Week 8: Product Manifolds

Disentanglement is perhaps one of the key goals of unsupervised learning. For generative models, this effectively means isolating the main generative factors that give rise to observed data. Modeling such generative factors as latent variables in VAE like the setup is the dominant paradigm to infuse geometric priors about the data into practical modeling inductive biases. This week we will turn our attention to the various types of geometric structure that one can attach to a latent space such as group structure and product manifolds.

Week 9: Normalizing Flows on Riemannian Manifolds

How can we define flexible probability distributions on general Riemannian manifolds? Turns out one natural way to do so is to define an easy-to-sample prior distribution and a time-evolving vector field that transports this density to the desired target. This effectively generalizes the continuous normalizing flow approach previously seen in week 3 to Riemannian manifolds and this week we will cover 3 papers that were published concurrently on this very topic. Extending the CNF’s to manifolds typically requires backpropping through an ODE solver which is computationally expensive. In this week we will cover a series of normalizing flows that sidestep this expensive computation by using various methodological innovations such as using convex potentials from Riemannian optimal transport to neural implementation of Moser’s trick which led to MoserFlow (NeurIPS 2021 outstanding paper).

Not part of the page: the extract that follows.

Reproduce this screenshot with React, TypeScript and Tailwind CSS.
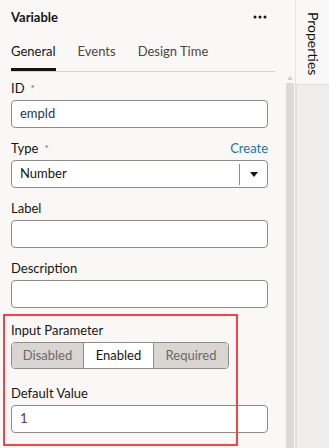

Week 10: Equivariant Generative Models

Much of observed data is a result of physical processes which have symmetries. These symmetries manifest themselves as equivariances and invariances to certain transformation groups, e.g. translation, rotation, scaling, etc …, and imbuing generative models with these structural inductive biases is a core design principle. In this week we will cover many types of equivariant generative models and their application to physics, molecular dynamics, and many more practical domains.

Week 11: Geometric Score and Diffusion Models

Score and Diffusion models are the current state of the art generative models for both likelihood estimation as well sample quality. Given their performance for images it is a natural question on whether these models can be adapted to more complex geometries. A recent influx of papers definitively answer this question with compelling samples ranging from spherical, hyperbolic and toroidal geometry but also practical use cases in molecular simulations.

Week 12: Student Presentations Part I

Week 13: Student Presentations Part II